=== EXTRACTED RECORDS ===

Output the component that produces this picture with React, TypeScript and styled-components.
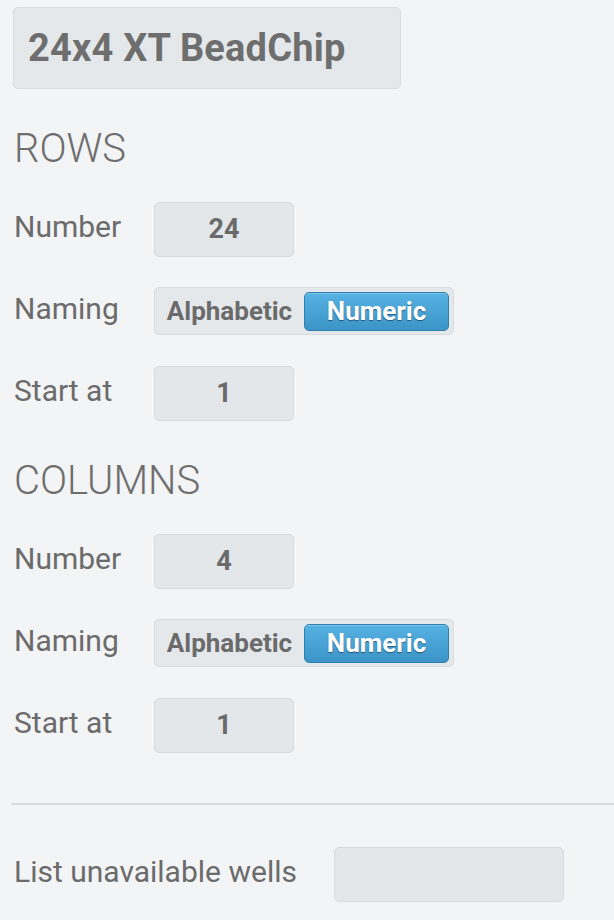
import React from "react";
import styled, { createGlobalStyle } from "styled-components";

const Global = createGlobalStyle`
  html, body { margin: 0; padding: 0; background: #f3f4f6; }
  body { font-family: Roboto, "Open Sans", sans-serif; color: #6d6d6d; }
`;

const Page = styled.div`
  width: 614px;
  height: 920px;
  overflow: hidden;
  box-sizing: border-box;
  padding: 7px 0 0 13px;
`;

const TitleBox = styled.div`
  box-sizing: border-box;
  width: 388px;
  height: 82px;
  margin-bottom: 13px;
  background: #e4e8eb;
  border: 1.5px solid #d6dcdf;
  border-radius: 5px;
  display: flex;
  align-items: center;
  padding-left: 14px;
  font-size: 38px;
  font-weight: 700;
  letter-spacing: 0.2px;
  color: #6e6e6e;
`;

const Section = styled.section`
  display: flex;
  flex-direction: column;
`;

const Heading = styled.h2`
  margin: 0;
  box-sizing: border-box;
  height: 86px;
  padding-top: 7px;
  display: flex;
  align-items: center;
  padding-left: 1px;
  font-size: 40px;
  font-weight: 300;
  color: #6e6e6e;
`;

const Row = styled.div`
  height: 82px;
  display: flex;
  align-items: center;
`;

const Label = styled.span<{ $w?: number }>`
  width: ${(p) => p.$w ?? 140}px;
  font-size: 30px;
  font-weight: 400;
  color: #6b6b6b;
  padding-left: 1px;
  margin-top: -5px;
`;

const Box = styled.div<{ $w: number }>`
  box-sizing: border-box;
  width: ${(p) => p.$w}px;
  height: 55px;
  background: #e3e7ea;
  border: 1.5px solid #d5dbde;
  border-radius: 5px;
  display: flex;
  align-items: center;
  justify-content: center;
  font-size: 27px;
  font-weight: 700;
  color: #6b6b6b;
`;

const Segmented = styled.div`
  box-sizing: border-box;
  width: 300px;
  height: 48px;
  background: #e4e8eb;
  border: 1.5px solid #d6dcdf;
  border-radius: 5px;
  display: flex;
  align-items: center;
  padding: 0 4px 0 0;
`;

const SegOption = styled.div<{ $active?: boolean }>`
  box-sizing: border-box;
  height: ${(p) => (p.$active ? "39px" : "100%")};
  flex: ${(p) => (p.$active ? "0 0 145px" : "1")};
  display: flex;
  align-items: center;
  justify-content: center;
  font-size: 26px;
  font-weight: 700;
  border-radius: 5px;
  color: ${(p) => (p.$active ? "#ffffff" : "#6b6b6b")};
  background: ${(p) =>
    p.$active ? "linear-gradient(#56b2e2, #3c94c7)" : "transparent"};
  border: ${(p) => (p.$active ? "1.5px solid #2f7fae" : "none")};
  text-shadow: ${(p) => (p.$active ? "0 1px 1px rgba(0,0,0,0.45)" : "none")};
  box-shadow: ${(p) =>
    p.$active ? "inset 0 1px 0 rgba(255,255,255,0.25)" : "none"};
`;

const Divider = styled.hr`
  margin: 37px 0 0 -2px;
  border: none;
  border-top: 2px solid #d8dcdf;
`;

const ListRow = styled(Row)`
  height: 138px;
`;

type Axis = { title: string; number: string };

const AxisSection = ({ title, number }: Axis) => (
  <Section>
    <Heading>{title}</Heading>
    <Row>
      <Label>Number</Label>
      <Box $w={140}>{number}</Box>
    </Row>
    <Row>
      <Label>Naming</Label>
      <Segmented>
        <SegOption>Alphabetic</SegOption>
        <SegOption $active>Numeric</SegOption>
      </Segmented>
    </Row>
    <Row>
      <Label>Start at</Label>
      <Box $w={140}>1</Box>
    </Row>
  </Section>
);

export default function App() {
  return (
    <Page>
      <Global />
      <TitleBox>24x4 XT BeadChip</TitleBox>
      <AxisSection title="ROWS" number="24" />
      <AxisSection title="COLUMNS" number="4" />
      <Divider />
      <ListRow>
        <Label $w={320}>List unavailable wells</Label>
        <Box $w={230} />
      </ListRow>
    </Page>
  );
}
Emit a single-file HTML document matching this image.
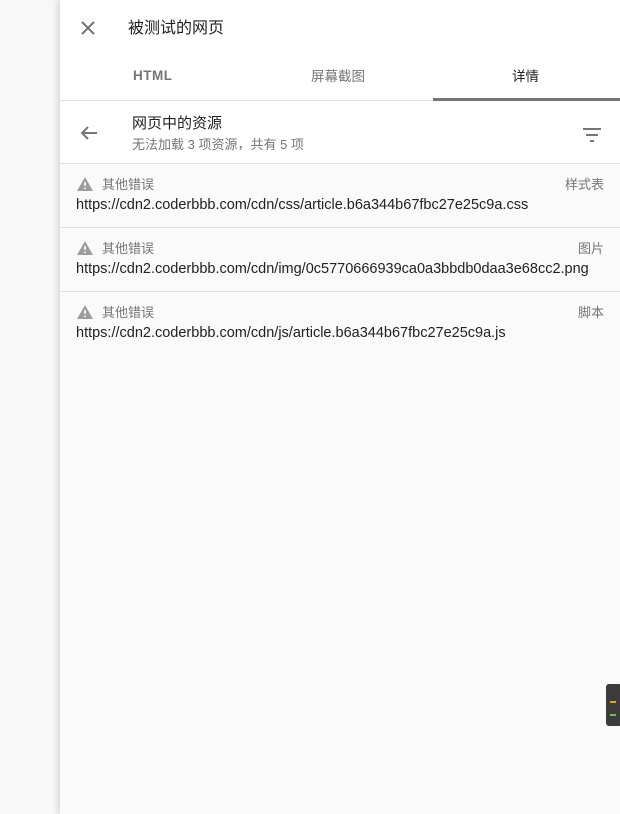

===

§ WHAT IS ASKED
Can you repeat every record above exactly, apart from the pictures?

§ RESPONSE FOR THIS EXERCISE
Output the component that produces this picture with React, TypeScript and styled-components.
import React from "react";
import styled, { createGlobalStyle } from "styled-components";

const Global = createGlobalStyle`
  html, body { margin: 0; padding: 0; background: #f3f4f6; }
  body { font-family: Roboto, "Open Sans", sans-serif; color: #6d6d6d; }
`;

const Page = styled.div`
  width: 614px;
  height: 920px;
  overflow: hidden;
  box-sizing: border-box;
  padding: 7px 0 0 13px;
`;

const TitleBox = styled.div`
  box-sizing: border-box;
  width: 388px;
  height: 82px;
  margin-bottom: 13px;
  background: #e4e8eb;
  border: 1.5px solid #d6dcdf;
  border-radius: 5px;
  display: flex;
  align-items: center;
  padding-left: 14px;
  font-size: 38px;
  font-weight: 700;
  letter-spacing: 0.2px;
  color: #6e6e6e;
`;

const Section = styled.section`
  display: flex;
  flex-direction: column;
`;

const Heading = styled.h2`
  margin: 0;
  box-sizing: border-box;
  height: 86px;
  padding-top: 7px;
  display: flex;
  align-items: center;
  padding-left: 1px;
  font-size: 40px;
  font-weight: 300;
  color: #6e6e6e;
`;

const Row = styled.div`
  height: 82px;
  display: flex;
  align-items: center;
`;

const Label = styled.span<{ $w?: number }>`
  width: ${(p) => p.$w ?? 140}px;
  font-size: 30px;
  font-weight: 400;
  color: #6b6b6b;
  padding-left: 1px;
  margin-top: -5px;
`;

const Box = styled.div<{ $w: number }>`
  box-sizing: border-box;
  width: ${(p) => p.$w}px;
  height: 55px;
  background: #e3e7ea;
  border: 1.5px solid #d5dbde;
  border-radius: 5px;
  display: flex;
  align-items: center;
  justify-content: center;
  font-size: 27px;
  font-weight: 700;
  color: #6b6b6b;
`;

const Segmented = styled.div`
  box-sizing: border-box;
  width: 300px;
  height: 48px;
  background: #e4e8eb;
  border: 1.5px solid #d6dcdf;
  border-radius: 5px;
  display: flex;
  align-items: center;
  padding: 0 4px 0 0;
`;

const SegOption = styled.div<{ $active?: boolean }>`
  box-sizing: border-box;
  height: ${(p) => (p.$active ? "39px" : "100%")};
  flex: ${(p) => (p.$active ? "0 0 145px" : "1")};
  display: flex;
  align-items: center;
  justify-content: center;
  font-size: 26px;
  font-weight: 700;
  border-radius: 5px;
  color: ${(p) => (p.$active ? "#ffffff" : "#6b6b6b")};
  background: ${(p) =>
    p.$active ? "linear-gradient(#56b2e2, #3c94c7)" : "transparent"};
  border: ${(p) => (p.$active ? "1.5px solid #2f7fae" : "none")};
  text-shadow: ${(p) => (p.$active ? "0 1px 1px rgba(0,0,0,0.45)" : "none")};
  box-shadow: ${(p) =>
    p.$active ? "inset 0 1px 0 rgba(255,255,255,0.25)" : "none"};
`;

const Divider = styled.hr`
  margin: 37px 0 0 -2px;
  border: none;
  border-top: 2px solid #d8dcdf;
`;

const ListRow = styled(Row)`
  height: 138px;
`;

type Axis = { title: string; number: string };

const AxisSection = ({ title, number }: Axis) => (
  <Section>
    <Heading>{title}</Heading>
    <Row>
      <Label>Number</Label>
      <Box $w={140}>{number}</Box>
    </Row>
    <Row>
      <Label>Naming</Label>
      <Segmented>
        <SegOption>Alphabetic</SegOption>
        <SegOption $active>Numeric</SegOption>
      </Segmented>
    </Row>
    <Row>
      <Label>Start at</Label>
      <Box $w={140}>1</Box>
    </Row>
  </Section>
);

export default function App() {
  return (
    <Page>
      <Global />
      <TitleBox>24x4 XT BeadChip</TitleBox>
      <AxisSection title="ROWS" number="24" />
      <AxisSection title="COLUMNS" number="4" />
      <Divider />
      <ListRow>
        <Label $w={320}>List unavailable wells</Label>
        <Box $w={230} />
      </ListRow>
    </Page>
  );
}
Emit a single-file HTML document matching this image.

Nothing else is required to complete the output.